Well, simple in a sense. While Blue Forest does all it can to ensure their bespoke tree-houses retain a certain rusticity, that simplicity might well include, as various clients have requested, a home cinema, wet room, an Aga cooker, hot tub, wood-burner heating, even one-foot high doors so the fairies can get in, as one client insisted on. It is, says Payne, “the feel of the rough and ready tree-house of your childhood, but with the design and architectural build quality of a proper home, with all you might need to use it as an office or a place to host dinner parties in”.

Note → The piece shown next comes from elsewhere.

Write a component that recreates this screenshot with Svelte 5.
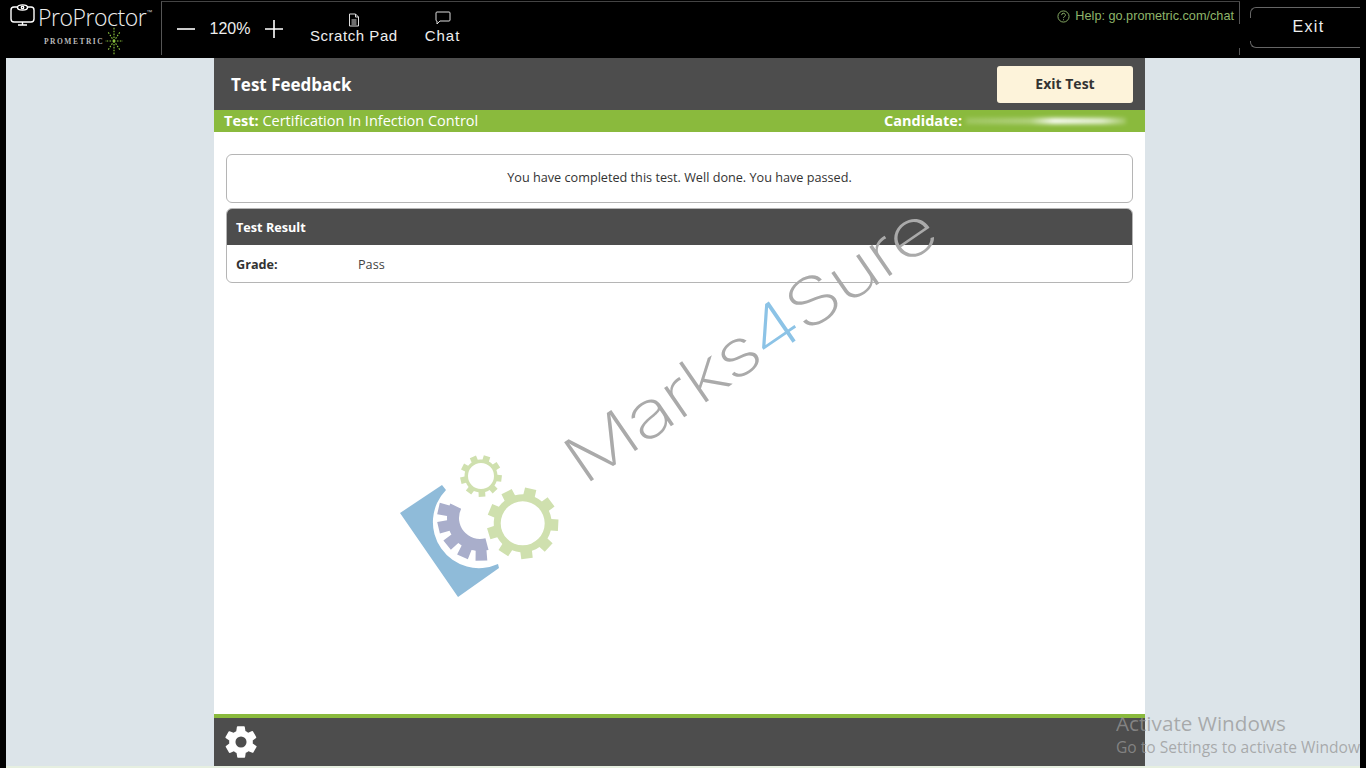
<script>
  const rad = (d) => (d * Math.PI) / 180;
  const pt = (cx, cy, r, a) =>
    `${(cx + r * Math.cos(rad(a))).toFixed(2)} ${(cy + r * Math.sin(rad(a))).toFixed(2)}`;

  // outline of a toothed arc, going from angle `from` to angle `to`
  // w = half width of a tooth tip, as a share of the tooth pitch
  function teethPoints(cx, cy, root, tip, from, to, teeth, w) {
    const step = (to - from) / teeth;
    const pts = [];
    for (let i = 0; i < teeth; i++) {
      const a = from + i * step;
      pts.push(pt(cx, cy, root, a));
      pts.push(pt(cx, cy, root, a + step * (0.44 - w)));
      pts.push(pt(cx, cy, tip, a + step * (0.5 - w)));
      pts.push(pt(cx, cy, tip, a + step * (0.5 + w)));
      pts.push(pt(cx, cy, root, a + step * (0.56 + w)));
    }
    pts.push(pt(cx, cy, root, to));
    return pts;
  }

  function gear(cx, cy, hole, root, tip, teeth, start = 0) {
    const outer = "M" + teethPoints(cx, cy, root, tip, start, start + 360, teeth, 0.23).join("L") + "Z";
    const inner = `M${cx - hole} ${cy}a${hole} ${hole} 0 1 0 ${hole * 2} 0a${hole} ${hole} 0 1 0 ${-hole * 2} 0Z`;
    return outer + inner;
  }

  function halfGear(cx, cy, hole, root, tip, from, to, teeth) {
    const outer = teethPoints(cx, cy, root, tip, from, to, teeth, 0.3).join("L");
    return `M${outer}L${pt(cx, cy, hole, to)}A${hole} ${hole} 0 0 0 ${pt(cx, cy, hole, from)}Z`;
  }

  const smallGear = gear(481, 476, 13, 16.5, 21, 9, -13);
  const bigGear = gear(522.7, 523.3, 22, 29, 36, 9, -17);
  const purpleGear = halfGear(480, 518, 21, 33, 43, 75, 206, 5);

  const rays = [0, 45, 90, 135, 180, 225, 270, 315];
</script>

<div class="screen">
  <header class="topbar">
    <div class="brand">
      <div class="brand-top">
        <svg class="monitor" viewBox="0 0 26 24" width="26" height="24" fill="none" stroke="#fff" stroke-width="1.4">
          <rect x="1" y="3" width="23" height="15" rx="3" />
          <ellipse cx="12.5" cy="3.5" rx="5" ry="2.6" fill="#000" />
          <circle cx="12.5" cy="3.5" r="1.2" />
          <path d="M8 21h9M12.5 18v3" />
        </svg>
        <span class="brand-name">ProProctor</span><span class="tm">™</span>
      </div>
      <div class="brand-sub">
        <span>PROMETRIC</span>
        <svg viewBox="0 0 20 28" width="20" height="28" stroke="#8dc63f" stroke-width="1.1" stroke-dasharray="1.6 1.3">
          {#each rays as a}
            <line x1="10" y1="14" x2={10 + 9 * Math.cos(rad(a))} y2={14 + 13.5 * Math.sin(rad(a))} />
          {/each}
        </svg>
      </div>
    </div>

    <div class="tools">
      <div class="zoom-ctl">
        <svg viewBox="0 0 18 18" width="18" height="18" stroke="#fff" stroke-width="1.6"><path d="M0 9h18" /></svg>
        <span class="zoom-val">120%</span>
        <svg viewBox="0 0 18 18" width="18" height="18" stroke="#fff" stroke-width="1.6"><path d="M0 9h18M9 0v18" /></svg>
      </div>
      <div class="tool scratch">
        <svg viewBox="0 0 12 14" width="12" height="14" fill="none" stroke="#ddd" stroke-width="1">
          <path d="M1.5 1h6l3 3v9h-9zM7.5 1v3h3M3.5 7h5M3.5 9h5M3.5 11h5" />
        </svg>
        <span>Scratch Pad</span>
      </div>
      <div class="tool chat">
        <svg viewBox="0 0 16 14" width="16" height="14" fill="none" stroke="#ddd" stroke-width="1">
          <path d="M2 1h12a1 1 0 0 1 1 1v7a1 1 0 0 1-1 1H5l-3 3v-3a1 1 0 0 1-1-1V2a1 1 0 0 1 1-1z" />
        </svg>
        <span>Chat</span>
      </div>
      <div class="help">
        <svg viewBox="0 0 14 14" width="13" height="13" fill="none" stroke="#8fb56a" stroke-width="1">
          <circle cx="7" cy="7" r="6" />
          <path d="M5 5.5a2 2 0 1 1 3 1.7c-.7.4-1 .8-1 1.5M7 10v1" />
        </svg>
        <span>Help: go.prometric.com/chat</span>
      </div>
    </div>

    <div class="exit-wrap">
      <div class="exit-btn">Exit</div>
    </div>
  </header>

  <div class="stage">
    <main class="panel">
      <div class="panel-head">
        <h1>Test Feedback</h1>
        <button class="exit-test">Exit Test</button>
      </div>
      <div class="info-bar">
        <span><b>Test:</b> Certification In Infection Control</span>
        <span class="candidate"><b>Candidate:</b><i class="smudge"></i></span>
      </div>

      <div class="content">
        <div class="message">You have completed this test. Well done. You have passed.</div>
        <section class="result">
          <div class="result-head">Test Result</div>
          <div class="result-row">
            <b>Grade:</b>
            <span>Pass</span>
          </div>
        </section>
      </div>

      <div class="panel-foot">
        <svg viewBox="0 0 24 24" width="38" height="38" fill="#fff" fill-rule="evenodd">
          <path d="M19.4 13a7.6 7.6 0 0 0 0-2l2.1-1.6a.5.5 0 0 0 .1-.6l-2-3.5a.5.5 0 0 0-.6-.2l-2.5 1a7.3 7.3 0 0 0-1.7-1l-.4-2.6a.5.5 0 0 0-.5-.4h-4a.5.5 0 0 0-.5.4l-.4 2.7a7.7 7.7 0 0 0-1.7 1l-2.5-1a.5.5 0 0 0-.6.2l-2 3.4a.5.5 0 0 0 .1.6L4.6 11a7.9 7.9 0 0 0 0 2l-2.1 1.6a.5.5 0 0 0-.1.6l2 3.5c.1.2.4.3.6.2l2.5-1a7.3 7.3 0 0 0 1.7 1l.4 2.6c0 .2.2.4.5.4h4c.3 0 .5-.2.5-.4l.4-2.7a7.7 7.7 0 0 0 1.7-1l2.5 1c.2.1.5 0 .6-.2l2-3.5a.5.5 0 0 0-.1-.6zM12 15.5a3.5 3.5 0 1 1 0-7 3.5 3.5 0 0 1 0 7z" />
        </svg>
      </div>
    </main>
  </div>

  <!-- watermark sits over the page -->
  <svg class="logo-mark" viewBox="0 0 1366 768" width="1366" height="768">
    <path fill="#8fbbd9" d="M400 513L442 485L446 490A46 46 0 0 0 498 564L499 568L458 597Z" />
    <path fill="#a9aecb" d={purpleGear} />
    <path fill="#cfe0ae" fill-rule="evenodd" d={smallGear} />
    <path fill="#cfe0ae" fill-rule="evenodd" d={bigGear} />
  </svg>
  <div class="watermark">Marks<span>4</span>Sure</div>

  <div class="activate">
    <div class="a1">Activate Windows</div>
    <div class="a2">Go to Settings to activate Windows.</div>
  </div>
</div>

<style>
  :global(body) {
    margin: 0;
    background: #000;
  }

  .screen {
    position: relative;
    width: 1366px;
    height: 768px;
    overflow: hidden;
    background: #000;
    font-family: "Open Sans", sans-serif;
  }

  .topbar {
    display: flex;
    height: 58px;
    background: #000;
    color: #fff;
    font-family: "Liberation Sans", sans-serif;
  }

  .brand {
    width: 161px;
    flex: none;
    padding: 4px 0 0 10px;
    box-sizing: border-box;
  }

  .brand-top {
    display: flex;
    align-items: center;
    height: 26px;
  }

  .monitor {
    margin-top: -2px;
    margin-right: 2px;
  }

  .brand-name {
    font-family: "Open Sans", sans-serif;
    font-weight: 300;
    font-size: 23px;
    letter-spacing: -0.45px;
    color: #eee;
  }

  .tm {
    font-size: 6px;
    margin-top: -10px;
    color: #ccc;
  }

  .brand-sub {
    display: flex;
    align-items: center;
    gap: 0;
    padding-left: 34px;
    margin-top: -3px;
    font-family: "Liberation Serif", serif;
    font-size: 7.5px;
    font-weight: bold;
    letter-spacing: 1.5px;
    color: #bbb;
  }

  .tools {
    flex: 1;
    height: 54px;
    margin-top: 1px;
    border-left: 1px solid #555;
    border-top: 1px solid #444;
    background: linear-gradient(#555 0 22px, transparent 22px 46px, #555 46px) right / 1px 100% no-repeat;
    display: flex;
    align-items: flex-start;
    padding-left: 15px;
    box-sizing: border-box;
  }

  .zoom-ctl {
    display: flex;
    align-items: center;
    gap: 14.5px;
    height: 54px;
    margin-right: 27px;
  }

  .zoom-val {
    font-size: 16px;
    color: #eee;
  }

  .tool {
    display: flex;
    flex-direction: column;
    align-items: center;
    padding-top: 11px;
    font-size: 15px;
    letter-spacing: 0.55px;
    line-height: 16px;
    color: #eee;
  }

  .tool span {
    margin-top: 1px;
  }

  .scratch {
    margin-right: 27px;
  }

  .chat {
    padding-top: 9px;
    letter-spacing: 1px;
  }

  .chat span {
    margin-top: 3px;
  }

  .help {
    margin-left: auto;
    margin-right: 6px;
    padding-top: 7px;
    display: flex;
    align-items: center;
    gap: 5px;
    font-size: 12.7px;
    color: #8fb56a;
  }

  .exit-wrap {
    width: 126px;
    flex: none;
    padding: 7px 6px 0 10px;
    box-sizing: border-box;
  }

  .exit-btn {
    position: relative;
    height: 41px;
    border: 1px solid #666;
    border-right: none;
    border-radius: 6px 0 0 6px;
    box-sizing: border-box;
    display: flex;
    align-items: center;
    justify-content: center;
    font-size: 16px;
    letter-spacing: 1.3px;
    color: #eee;
    padding: 0 0 2px 6px;
  }

  /* left edge of the button only shows near its corners */
  .exit-btn::before {
    content: "";
    position: absolute;
    left: -1px;
    top: 10px;
    bottom: 6px;
    width: 1px;
    background: #000;
  }

  .stage {
    height: 710px;
    margin: 0 6px;
    background: #dce4e9;
    border-bottom: 2px solid #e6efe0;
    display: flex;
    justify-content: center;
    padding-right: 7px;
    box-sizing: border-box;
  }

  .panel {
    width: 931px;
    height: 708px;
    background: #fff;
    display: flex;
    flex-direction: column;
  }

  .panel-head {
    height: 52px;
    flex: none;
    background: #4d4d4d;
    display: flex;
    align-items: center;
    justify-content: space-between;
    padding: 0 12px 0 17px;
  }

  h1 {
    margin: 0;
    font-size: 17px;
    font-weight: 700;
    color: #fff;
  }

  .exit-test {
    width: 136px;
    height: 37px;
    padding: 0 0 2px;
    background: #fdf3da;
    border: none;
    border-radius: 3px;
    font-family: inherit;
    font-size: 14px;
    font-weight: 700;
    color: #333;
  }

  .info-bar {
    height: 22px;
    flex: none;
    background: #8aba3d;
    display: flex;
    align-items: center;
    justify-content: space-between;
    padding: 0 0 1px 10px;
    box-sizing: border-box;
    font-size: 14.5px;
    color: #fff;
  }

  .candidate {
    display: flex;
    align-items: center;
    width: 261px;
  }

  .smudge {
    width: 160px;
    height: 6px;
    margin-left: 4px;
    background: linear-gradient(90deg, rgba(255, 255, 255, 0.2), rgba(255, 255, 255, 0.35) 40%, #fff 55%, rgba(255, 255, 255, 0.8) 85%, rgba(255, 255, 255, 0.2));
    filter: blur(2px);
  }

  .content {
    flex: 1;
    padding: 22px 12px 0;
    display: flex;
    flex-direction: column;
    gap: 5px;
  }

  .message {
    height: 49px;
    box-sizing: border-box;
    border: 1px solid #b5b5b5;
    border-radius: 6px;
    display: flex;
    align-items: center;
    justify-content: center;
    padding-bottom: 4px;
    font-size: 12.66px;
    color: #333;
  }

  .result {
    border: 1px solid #b5b5b5;
    border-radius: 6px;
    overflow: hidden;
    font-size: 12.66px;
  }

  .result-head {
    height: 36px;
    background: #4d4d4d;
    color: #fff;
    font-weight: 700;
    display: flex;
    align-items: center;
    padding-left: 9px;
  }

  .result-row {
    height: 37px;
    display: flex;
    align-items: center;
    padding-left: 9px;
    color: #444;
  }

  .result-row b {
    width: 122px;
    color: #333;
  }

  .panel-foot {
    height: 48px;
    flex: none;
    background: #4d4d4d;
    border-top: 4px solid #8aba3d;
    display: flex;
    align-items: center;
    padding-left: 8px;
  }

  .logo-mark {
    position: absolute;
    left: 0;
    top: 0;
    pointer-events: none;
  }

  .watermark {
    position: absolute;
    left: 552px;
    top: 440px;
    font-family: "Inter", sans-serif;
    font-weight: 200;
    font-size: 65px;
    line-height: 1;
    letter-spacing: -2px;
    color: #aaa;
    transform: rotate(-34.5deg) scaleX(1.28);
    transform-origin: 0 0;
    white-space: nowrap;
    pointer-events: none;
  }

  .watermark span {
    color: #8cc3e6;
  }

  .activate {
    position: absolute;
    left: 1116px;
    top: 710px;
    width: 244px;
    overflow: hidden;
    white-space: nowrap;
    color: rgba(150, 150, 150, 0.75);
    pointer-events: none;
  }

  .a1 {
    font-size: 20.7px;
    line-height: 27px;
  }

  .a2 {
    font-size: 15.6px;
    line-height: 21px;
  }
</style>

Blue Forest began its life 12 years ago at the smaller, younger end of the market – making tree-houses for children, which it still does. The brothers grew up in Kenya, so had a fine appreciation for the pleasures of the great outdoors and were used to the idea of African lodge-style architecture, with Andy Payne also working with timber-framed construction in Japan after completing design studies.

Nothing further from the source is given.